O mais recente episódio de tensão parlamentar, com os deputados do Chega a abandonarem o plenário em protesto contra Augusto Santos Silva, conheceu novos desenvolvimentos já foram das quatro paredes da Assembleia da República (AR). Apesar de declarar, com toda a convicção, que o partido de que é líder recebeu um convite dos organizadores da manifestação pelo direito à habitação, que se realizou sábado em várias cidades, André Ventura acabou desmentido publicamente. E o suposto email que endereçava o convite afinal não partiu de nenhum dos movimentos.
O arranque dos trabalhos no Parlamento foi tumultuoso, com Ventura a pedir a palavra para criticar o presidente da AR por não censurar publicamente a forma como três deputados do Chega foram recebidos no protesto, em Lisboa, tendo de ser escoltados por agentes da PSP.
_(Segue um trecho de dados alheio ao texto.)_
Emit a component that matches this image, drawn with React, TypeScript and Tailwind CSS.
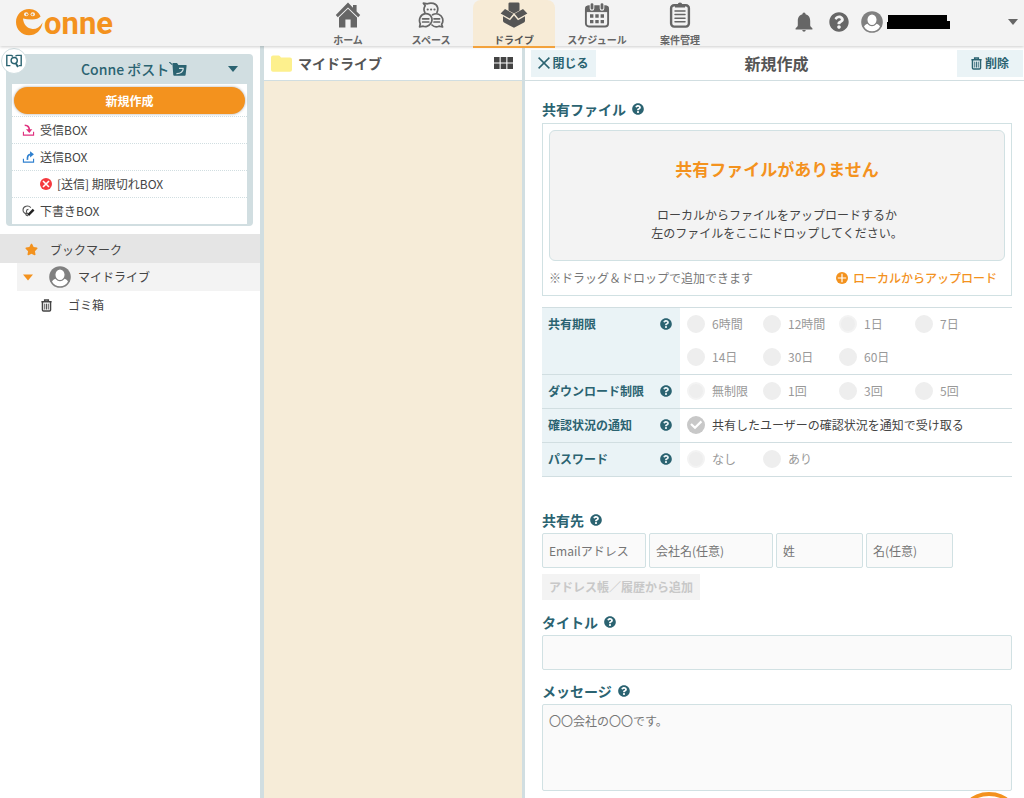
import type { ReactNode } from 'react';
import { FaQuestionCircle, FaStar } from 'react-icons/fa';
import { clsx } from 'clsx';

function HomeIcon() {
  return (
    <svg viewBox="0 0 26 26" className="h-[26px] w-[26px] shrink-0" fill="currentColor">
      <path d="M13 .6 L.8 13 L2.8 15.2 L13 5.4 L23.2 15.2 L25.2 13 L21.6 9.4 V3 H18 V5.8 Z" />
      <path d="M13 6.8 L4 15.6 V25.4 H10.4 V17.4 H15.6 V25.4 H22 V15.6 Z" />
    </svg>
  );
}

function SpaceIcon() {
  return (
    <svg viewBox="0 0 26 26" className="h-[26px] w-[26px] shrink-0" fill="none" stroke="currentColor" strokeWidth="1.7" strokeLinejoin="round" strokeLinecap="round">
      <path d="M6.8 10.4 C5.6 8 5.8 5.6 7.2 3.8 L5.4 1.2 L9.4 1.8 C13 .2 18.4 1.2 19.6 5.4 C20.2 7.6 19.6 9 19 10.4" />
      <path d="M1.6 24.8 L2.3 21.8 C.2 17.6 2.4 12.2 7.4 11.7 C13.2 11.4 15.6 17.3 12.7 21.6 C10.6 24.8 7 25 5.2 24.2 Z" />
      <path d="M14.6 12.8 C18.6 10.4 23.4 12.4 24.6 16.6 C25.2 19 24.6 21 23.6 22.2 L24.6 25 L21 24.2 C18.4 25.2 15.6 24.6 14 23" />
      <path d="M4.6 16.8 H10.8 M4.6 20 H10.8 M16 16.8 H21.6 M16 20 H21.6" />
      <path d="M9.6 7.6 H9.8 M13 7.6 H13.2 M16.4 7.6 H16.6" strokeWidth="2" />
    </svg>
  );
}

function DriveIcon() {
  return (
    <svg viewBox="0 0 28 26" className="h-[26px] w-7 shrink-0" fill="currentColor">
      <path d="M8.5 1.8 Q8.5 .4 9.9 .4 H18.1 Q19.5 .4 19.5 1.8 V8.4 L14 11.4 L8.5 8.4 Z" />
      <path d="M5 6.9 L13.4 11.8 L9.6 16.6 L.6 11.6 Z M23 6.9 L14.6 11.8 L18.4 16.6 L27.4 11.6 Z" />
      <path d="M3 14.2 L10 18.2 L14 13.4 L18 18.2 L25 14.2 V18.8 Q25 20 24 20.6 L14 25.8 L4 20.6 Q3 20 3 18.8 Z" />
    </svg>
  );
}

function CalendarIcon() {
  return (
    <svg viewBox="0 0 26 26" className="h-[26px] w-[26px] shrink-0" fill="none" stroke="currentColor">
      <rect x="1.9" y="4.1" width="22.2" height="20.4" rx="3" strokeWidth="1.9" />
      <path d="M2 4.6 H24 V9.6 H2 Z" fill="currentColor" />
      <path d="M8 2.6 V6.4 M18 2.6 V6.4" stroke="#f3f3f3" strokeWidth="4.6" strokeLinecap="round" />
      <path d="M8 2.6 V6.2 M18 2.6 V6.2" strokeWidth="2.8" strokeLinecap="round" />
      <path d="M6 14 H20 M6 19.6 H20" strokeWidth="3.4" strokeDasharray="3.4 1.9" />
    </svg>
  );
}

function ClipboardIcon() {
  return (
    <svg viewBox="0 0 22 26" className="h-[26px] w-[22px] shrink-0" fill="none" stroke="currentColor">
      <rect x="2.1" y="3.2" width="17.8" height="21.4" rx="3" strokeWidth="2.4" />
      <path d="M6 5.6 V2.8 H8.6 Q9 .4 11 .4 Q13 .4 13.4 2.8 H16 V5.6 Z" fill="currentColor" stroke="none" />
      <path d="M6 9 H16 M6 12.6 H16 M6 16.2 H16 M6 19.8 H16" strokeWidth="1.5" strokeLinecap="round" />
    </svg>
  );
}

function BellIcon() {
  return (
    <svg viewBox="0 0 18 20" className="h-5 w-[18px]" fill="currentColor">
      <path d="M9 .4 Q10.6 .4 10.6 2.2 C14 3 15.2 5.8 15.2 9 V13.6 Q15.2 14.6 17.4 16.2 V17.4 H.6 V16.2 Q2.8 14.6 2.8 13.6 V9 C2.8 5.8 4 3 7.4 2.2 Q7.4 .4 9 .4 Z M7.2 18 H10.8 Q10.6 19.8 9 19.8 Q7.4 19.8 7.2 18 Z" />
    </svg>
  );
}

function AvatarIcon() {
  return (
    <svg viewBox="0 0 22 22" className="h-[22px] w-[22px] text-[#808080]">
      <circle cx="11" cy="11" r="10.8" fill="currentColor" />
      <path d="M11 20.2 C7.4 20.2 4.4 18.2 3 15.4 C4.4 13.4 6.2 12.6 7.6 12.6 H14.4 C15.8 12.6 17.6 13.4 19 15.4 C17.6 18.2 14.6 20.2 11 20.2 Z" fill="#fff" />
      <ellipse cx="11" cy="8.7" rx="5.2" ry="5.9" fill="#fff" stroke="currentColor" strokeWidth="1.3" />
    </svg>
  );
}

function TrashIcon() {
  return (
    <svg viewBox="0 0 12 14" className="h-[13px] w-[11px]" fill="none" stroke="currentColor" strokeWidth="1.6">
      <path d="M.4 3 H11.6 M4 2.6 V1 H8 V2.6 M1.6 3.4 V12 Q1.6 13.1 2.8 13.1 H9.2 Q10.4 13.1 10.4 12 V3.4" />
      <path d="M4.1 5 V11.4 M6 5 V11.4 M7.9 5 V11.4" strokeWidth="1" />
    </svg>
  );
}

function Caret({ className }: { className?: string }) {
  return (
    <svg viewBox="0 0 12 7" className={clsx('h-[6px] w-[10px]', className)} fill="currentColor">
      <path d="M0 0 H12 L6 7 Z" />
    </svg>
  );
}

function InboxIcon() {
  return (
    <svg viewBox="0 0 13 13" className="h-3 w-[13px]" fill="none" stroke="#e0307f" strokeWidth="1.8">
      <path d="M1 8.4 V12 H12 V8.4" strokeWidth="1.2" />
      <path d="M2.4 1.4 Q7.6 1.6 7.4 7" />
      <path d="M3.8 5.6 L7.4 9.8 L10.6 5.6 Z" fill="#e0307f" stroke="none" />
    </svg>
  );
}

function OutboxIcon() {
  return (
    <svg viewBox="0 0 13 13" className="h-3 w-[13px]" fill="none" stroke="#2f80cf" strokeWidth="1.8">
      <path d="M1 8.4 V12 H12 V8.4" strokeWidth="1.2" />
      <path d="M5.4 9.6 Q4.8 3.6 9 3.6" />
      <path d="M8.2 .2 L12.4 3.6 L8.2 7 Z" fill="#2f80cf" stroke="none" />
    </svg>
  );
}

function ExpiredIcon() {
  return (
    <svg viewBox="0 0 12 12" className="h-3 w-3">
      <circle cx="6" cy="6" r="6" fill="#f5393f" />
      <path d="M3 3 L9 9 M9 3 L3 9" stroke="#fff" strokeWidth="1.6" />
    </svg>
  );
}

function DraftIcon() {
  return (
    <svg viewBox="0 0 13 12" className="h-3 w-[13px]" fill="none" stroke="#555">
      <path d="M8.8 2.6 C6.4 -.2 1 1 1 5 C1 8 3.6 9 5.4 8.4 C4 7.4 4 4.4 6.4 4.4 M3.4 9 Q4.4 11 6 10.6" strokeWidth="1.1" />
      <path d="M6.2 10.2 L11.6 4.6" stroke="#222" strokeWidth="2.4" />
    </svg>
  );
}

function Help() {
  return (
    <button type="button" aria-label="ヘルプ" className="shrink-0">
      <FaQuestionCircle className="h-3 w-3 text-[#2b6371]" />
    </button>
  );
}

const navItems = [
  { label: 'ホーム', icon: HomeIcon },
  { label: 'スペース', icon: SpaceIcon },
  { label: 'ドライブ', icon: DriveIcon, active: true },
  { label: 'スケジュール', icon: CalendarIcon },
  { label: '案件管理', icon: ClipboardIcon },
];

function Header() {
  return (
    <header className="z-10 flex h-[46px] shrink-0 items-start bg-[#f3f3f3] shadow-[0_1px_3px_rgba(0,0,0,0.2)]">
      <a href="#" aria-label="Conne" className="flex h-[46px] w-[307px] shrink-0 pl-4 text-[#f3921e]">
        <svg viewBox="0 0 27 27" className="mt-[9px] h-[27px] w-[27px]" fill="currentColor">
          <path d="M24.6 7.6 C23 3 18.4 0 13.2 0 C5.6 0 0 5.8 0 13 C0 20.4 5.6 26.2 13 26.2 C20 26.2 25.4 21.4 26.6 13.4 C23.8 18 20.4 20.2 16.6 20 C11 19.6 7.4 15.4 7 9.6 Q10.6 10.6 16 10.6 Q22 10.6 24.6 7.6 Z" />
          <ellipse cx="10.2" cy="5.2" rx="2.2" ry="2" fill="#f3f3f3" />
          <ellipse cx="16.8" cy="5.2" rx="2.2" ry="2" fill="#f3f3f3" />
          <circle cx="10.8" cy="5.5" r="1" />
          <circle cx="16.4" cy="5.5" r="1" />
        </svg>
        <span className="ml-px font-['Roboto',sans-serif] text-[31px] leading-[48px] font-bold">onne</span>
      </a>
      <nav className="flex gap-px">
        {navItems.map((item) => (
          <a
            key={item.label}
            href="#"
            className={clsx(
              'flex h-12 w-[82px] flex-col items-center gap-1 pt-[2px] text-[10px] font-bold',
              item.active ? 'rounded-t-lg border-b-2 border-[#f3a23c] bg-[#f7ebd6] text-[#555]' : 'text-[#666]'
            )}
          >
            <item.icon />
            <span className="shrink-0 leading-4">{item.label}</span>
          </a>
        ))}
      </nav>
      <div className="ml-auto flex h-11 items-center text-[#666]">
        <button type="button" aria-label="通知">
          <BellIcon />
        </button>
        <button type="button" aria-label="ヘルプ" className="ml-4">
          <FaQuestionCircle className="h-5 w-5" />
        </button>
        <button type="button" aria-label="アカウント" className="ml-3 flex items-center pr-[6px]">
          <AvatarIcon />
          <svg viewBox="0 0 63 15" className="ml-1 h-[15px] w-[63px]" fill="#000">
            <path d="M1 0 H60 V6 H63 V14 H0 V7 H1 Z" />
          </svg>
          <Caret className="ml-[58px]" />
        </button>
      </div>
    </header>
  );
}

const boxes = [
  { label: '受信BOX', icon: InboxIcon },
  { label: '送信BOX', icon: OutboxIcon },
  { label: '[送信] 期限切れBOX', icon: ExpiredIcon, nested: true },
  { label: '下書きBOX', icon: DraftIcon },
];

function Sidebar() {
  return (
    <aside className="w-[264px] shrink-0 border-r-4 border-[#d1dee1] pt-2">
      <section className="relative ml-[6px] w-[247px] rounded-[4px] bg-[#d1dee1] px-[6px] pb-[2px]">
        <button
          type="button"
          aria-label="検索"
          className="absolute -top-[6px] -left-[5px] flex h-[26px] w-[26px] items-center justify-center rounded-full border border-[#d1dee1] bg-white text-[#2b6371]"
        >
          <svg viewBox="0 0 16 14" className="h-[14px] w-4" fill="none" stroke="currentColor" strokeWidth="1.4">
            <path d="M4.4 11.6 H.8 V1.4 H5.4 L7 2.4 M9.4 2.2 L11 1.4 H15.2 V11.6 H12.6" />
            <circle cx="8.2" cy="6.6" r="3.1" />
            <path d="M9.8 9.2 L12 13" strokeWidth="1.9" />
          </svg>
        </button>
        <button type="button" className="flex h-[30px] w-full items-center pr-[9px] pl-[69px] text-sm font-medium text-[#2b6371]">
          Conne ポスト
          <svg viewBox="0 0 18 14" className="h-[14px] w-[18px]" fill="currentColor">
            <path d="M3.4 1.8 Q3.4 1 4.2 1 H8 L9.4 3 H17 Q17.8 3 17.6 3.8 L16.6 13 Q16.5 13.8 15.7 13.8 H5.2 Q4.4 13.8 4.3 13 Z" />
            <path d="M.2 0 L3.2 2.6" stroke="currentColor" strokeWidth="1.2" />
            <path d="M7.4 11.6 Q13.6 11.8 14.4 6.4 M10 6.4 H14.6" fill="none" stroke="#d1dee1" strokeWidth="1.2" />
          </svg>
          <Caret className="ml-auto" />
        </button>
        <div className="bg-white">
          <div className="px-[2px] pt-[3px] pb-[2px]">
            <button type="button" className="block h-[27px] w-full rounded-full bg-[#f3921e] text-xs font-bold text-white shadow-[0_0_3px_rgba(0,0,0,0.35)]">
              新規作成
            </button>
          </div>
          <ul>
            {boxes.map((box) => (
              <li key={box.label} className="border-t border-dotted border-[#d1dee1]">
                <a
                  href="#"
                  className={clsx('flex h-[26px] items-center gap-[5px] text-xs text-[#444]', box.nested ? 'pl-7' : 'pl-[10px]')}
                >
                  <box.icon />
                  {box.label}
                </a>
              </li>
            ))}
          </ul>
        </div>
      </section>
      <nav className="mt-2 text-xs text-[#444]">
        <a href="#" className="flex h-[29px] items-center gap-3 bg-[#e5e5e5] pt-[2px] pl-[25px]">
          <FaStar className="h-[13px] w-[13px] text-[#f3921e]" />
          ブックマーク
        </a>
        <a href="#" className="ml-[17px] flex h-7 items-center bg-[#f3f3f3] pl-[6px]">
          <Caret className="h-[7px] w-3 text-[#f3921e]" />
          <span className="mr-[7px] ml-4">
            <AvatarIcon />
          </span>
          マイドライブ
        </a>
        <a href="#" className="flex h-7 items-center gap-4 pl-[41px]">
          <TrashIcon />
          ゴミ箱
        </a>
      </nav>
    </aside>
  );
}

function FolderPane() {
  return (
    <section className="flex w-[261px] shrink-0 flex-col border-r-[3px] border-[#d1dee1] bg-[#f6ecd8]">
      <div className="flex h-[35px] shrink-0 items-center border-b border-[#d1dee1] bg-white pr-[9px] pl-[7px]">
        <svg viewBox="0 0 21 17" className="h-[17px] w-[21px]" fill="#fdf08d">
          <path d="M0 2.4 Q0 .4 2 .4 H7.6 Q8.6 .4 9.2 1.4 L10 2.4 H19 Q21 2.4 21 4.4 V14.8 Q21 16.8 19 16.8 H2 Q0 16.8 0 14.8 Z" />
        </svg>
        <h2 className="ml-[6px] text-sm font-bold text-[#555]">マイドライブ</h2>
        <button type="button" aria-label="表示切替" className="ml-auto text-[#444]">
          <svg viewBox="0 0 19 12" className="h-3 w-[19px]" fill="currentColor">
            <path d="M0 0 H5.6 V5.5 H0 Z M6.7 0 H12.3 V5.5 H6.7 Z M13.4 0 H19 V5.5 H13.4 Z M0 6.5 H5.6 V12 H0 Z M6.7 6.5 H12.3 V12 H6.7 Z M13.4 6.5 H19 V12 H13.4 Z" />
          </svg>
        </button>
      </div>
    </section>
  );
}

function SectionTitle({ children, htmlFor }: { children: ReactNode; htmlFor?: string }) {
  return (
    <div className="flex h-6 items-center gap-[6px] text-sm font-bold text-[#2b6371]">
      {htmlFor ? <label htmlFor={htmlFor}>{children}</label> : <h3>{children}</h3>}
      <Help />
    </div>
  );
}

function SettingRow({ title, children }: { title: string; children: ReactNode }) {
  return (
    <tr className="border-b border-[#d1dee1]">
      <th scope="row" className="w-[138px] bg-[#eaf3f6] pt-[6px] pr-2 pb-[7px] pl-[6px] text-left align-top font-bold text-[#2b6371]">
        <div className="flex h-5 items-center justify-between whitespace-nowrap">
          {title}
          <Help />
        </div>
      </th>
      <td className="pt-[6px] pb-[7px] pl-[7px] align-top">{children}</td>
    </tr>
  );
}

function RadioGroup({ name, options, selected }: { name: string; options: string[]; selected: string }) {
  return (
    <div className="flex max-w-[310px] flex-wrap gap-y-[13px]">
      {options.map((option) => (
        <label key={option} className="flex h-5 w-[76px] items-center gap-[7px] whitespace-nowrap text-[#999]">
          <input
            type="radio"
            name={name}
            disabled
            defaultChecked={option === selected}
            className="h-[18px] w-[18px] shrink-0 appearance-none rounded-full border-2 border-[#eee] bg-[#eee] checked:border-[#f3f3f3]"
          />
          {option}
        </label>
      ))}
    </div>
  );
}

const recipientFields = [
  { placeholder: 'Emailアドレス', width: 'w-[104px]' },
  { placeholder: '会社名(任意)', width: 'w-[124px]' },
  { placeholder: '姓', width: 'w-[87px]' },
  { placeholder: '名(任意)', width: 'w-[87px]' },
];

const FIELD = 'rounded-[2px] border border-[#d1e1e3] bg-[#fafafa] px-[6px] text-xs text-[#444] placeholder:text-[#757575]';

function SharePane() {
  return (
    <main className="min-w-0 flex-1">
      <div className="flex h-[35px] items-center justify-between border-b border-[#d1dee1] pl-[6px] pr-px text-xs font-bold text-[#2b6371]">
        <button type="button" className="flex h-[27px] w-[65px] items-center justify-center gap-[2px] bg-[#eaf3f6]">
          <svg viewBox="0 0 12 12" className="h-3 w-3" stroke="currentColor" strokeWidth="1.5">
            <path d="M.6 .6 L11.4 11.4 M11.4 .6 L.6 11.4" />
          </svg>
          閉じる
        </button>
        <h1 className="text-base text-[#555]">新規作成</h1>
        <button type="button" className="flex h-[27px] w-[66px] items-center justify-center gap-[3px] bg-[#eaf3f6]">
          <TrashIcon />
          削除
        </button>
      </div>

      <form className="pt-4 pr-3 pl-[17px] text-xs">
        <SectionTitle>共有ファイル</SectionTitle>
        <div className="mt-[2px] border border-[#d1e1e3] px-[6px] pt-[6px]">
          <div className="flex h-[131px] flex-col items-center rounded-md border border-[#d1e1e3] bg-[#f3f3f3] pt-[26px] text-center">
            <p className="text-[17px] leading-6 font-bold text-[#f3921e]">共有ファイルがありません</p>
            <p className="mt-[25px] leading-[18px] text-[#444]">
              ローカルからファイルをアップロードするか
              <br />
              左のファイルをここにドロップしてください。
            </p>
          </div>
          <div className="flex h-[34px] items-center justify-between pr-2">
            <p className="text-[#777]">※ドラッグ＆ドロップで追加できます</p>
            <button type="button" className="flex items-center gap-[5px] font-medium text-[#f3921e]">
              <svg viewBox="0 0 12 12" className="h-3 w-3">
                <circle cx="6" cy="6" r="6" fill="currentColor" />
                <path d="M6 1.8 V10.2 M1.8 6 H10.2" stroke="#fff" strokeWidth="1.2" />
              </svg>
              ローカルからアップロード
            </button>
          </div>
        </div>

        <table className="mt-[11px] w-full table-fixed border-collapse border-t border-[#d1dee1]">
          <tbody>
            <SettingRow title="共有期限">
              <RadioGroup name="expire" selected="1日" options={['6時間', '12時間', '1日', '7日', '14日', '30日', '60日']} />
            </SettingRow>
            <SettingRow title="ダウンロード制限">
              <RadioGroup name="limit" selected="無制限" options={['無制限', '1回', '3回', '5回']} />
            </SettingRow>
            <SettingRow title="確認状況の通知">
              <label className="relative flex h-5 items-center gap-[7px] whitespace-nowrap text-[#444]">
                <input type="checkbox" defaultChecked className="h-[18px] w-[18px] appearance-none rounded-full bg-[#c8c8c8]" />
                <svg viewBox="0 0 18 18" className="pointer-events-none absolute left-0 h-[18px] w-[18px]" fill="none" stroke="#fff" strokeWidth="2.2">
                  <path d="M4 8 L8 11.8 L14.4 5.4" />
                </svg>
                共有したユーザーの確認状況を通知で受け取る
              </label>
            </SettingRow>
            <SettingRow title="パスワード">
              <RadioGroup name="password" selected="なし" options={['なし', 'あり']} />
            </SettingRow>
          </tbody>
        </table>

        <div className="mt-[31px]">
          <SectionTitle>共有先</SectionTitle>
          <div className="mt-px flex gap-[3px]">
            {recipientFields.map((field) => (
              <input
                key={field.placeholder}
                type="text"
                aria-label={field.placeholder}
                placeholder={field.placeholder}
                className={clsx(FIELD, 'h-[35px]', field.width)}
              />
            ))}
          </div>
          <button type="button" disabled className="mt-[6px] block h-[26px] bg-[#f3f3f3] px-[7px] font-bold text-[#c8c8c8]">
            アドレス帳／履歴から追加
          </button>
        </div>

        <div className="mt-[10px]">
          <SectionTitle htmlFor="title">タイトル</SectionTitle>
          <input id="title" type="text" className={clsx(FIELD, 'mt-px block h-[35px] w-full')} />
        </div>

        <div className="mt-[9px]">
          <SectionTitle htmlFor="message">メッセージ</SectionTitle>
          <textarea id="message" placeholder="〇〇会社の〇〇です。" className={clsx(FIELD, 'mt-px block h-[87px] w-full resize-none py-2')} />
        </div>
      </form>
    </main>
  );
}

export default function App() {
  return (
    <div className="flex h-screen flex-col overflow-hidden bg-white font-['Noto_Sans_CJK_JP',sans-serif] text-[#444]">
      <Header />
      <div className="flex min-h-0 flex-1">
        <Sidebar />
        <FolderPane />
        <SharePane />
      </div>
      <button
        type="button"
        aria-label="サポート"
        className="fixed right-[2px] -bottom-[60px] h-[66px] w-[66px] rounded-full border-4 border-[#f3921e] bg-white"
      />
    </div>
  );
}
"O senhor presidente, meu presidente já não é, desta bancada já não é, de uma parte do país já não é, e eu não o reconheço como presidente da Assembleia da República, e vou-me embora, que é para isso que eu estou aqui", disse o líder do Partido, tendo depois toda a bancada do Chega abandonado o plenário.
Mais tarde, num evento onde anunciara a sua presença a partir das 16:00, o que de qualquer forma o obrigaria a deixar os trabalhos na AR mais cedo, voltou a reforçar as críticas a Santos Silva e sublinhou que o Chega foi convidado a estar presente no protesto.
“Dá ideia de que aos deputados do Chega pode-se bater, agredir, matar e aos outros não se pode fazer nada”, sublinhou o líder do Chega, num evento em Campo de Ourique, em Lisboa, acabando por ser confrontado sobre se realmente existiu um convite oficial para estarem na manifestação.
Ventura garante que esse convite existiu e foi enviado “pela plataforma que organizou as várias manifestações”, sendo que no caso o mesmo se referia ao Porto, mas que se os convidavam para essa cidade, “convidam para todo o lado”.
O convite que nunca existiu e a “continuidade da mentira”
A manifestação, que se multiplicou por várias cidades portuguesas, foi organizada pela plataforma Casa para Viver que, poucos minutos depois de André Ventura ter afirmado que o Chega foi convidado a juntar-se aos manifestantes, reagiu em comunicado, negando isso mesmo.
“A plataforma Casa para Viver vem desmentir que alguma vez tenha convidado o Chega a participar na manifestação de 30 de setembro, pela habitação e a justiça climática. Tais declarações, do líder do Chega, André Ventura, no Parlamento são a continuidade da provocação montada durante a manifestação. Recorde-se que a manifestação tinha um manifesto em que explicitamente se defende o combate à especulação imobiliária, aos lucros pornográficos dos bancos, a recusa do racismo e da xenofobia e afirma-se que todas as pessoas que vivem e trabalham em Portugal têm direito a uma habitação digna. Princípios que o Chega se tem manifestado contra repetidamente.”
O comunicado está assinado por Nuno Ramos de Almeida, em representação da plataforma Casa da Viver. Também na SIC Notícias, Ventura voltou a ser desmentido.
“Da parte da plataforma Casa para Viver, nem dos movimentos que integram esta plataforma e são muitas centenas a nível nacional, não partiu nenhum convite ao partido Chega para participar na manifestação. Já desmentimos isto por comunicado, lamentamos que o Chega insista no erro e na mentira”, defendeu André Escoval, da organização da plataforma, na SIC Notícias.
O representante do movimento sublinhou ainda que o “Chega só sabe viver na base do populismo, na base da continuidade da mentira”.
Email com convite veio de cidadão que não representa movimentos
André Ventura reforçou a ideia de que existiria um convite oficial para o Chega participar na manifestação com base num email que, entretanto, o partido reencaminhou para as redações como suposta prova.
Acontece que, tal como a SIC pode apurar, este mesmo email foi enviado para todos os grupos parlamentares por um cidadão que não representa nenhum dos movimentos organizadores do protesto de sábado.
Significa isto que, afinal e de facto, não houve qualquer convite oficial ao Chega para que participasse na manifestação.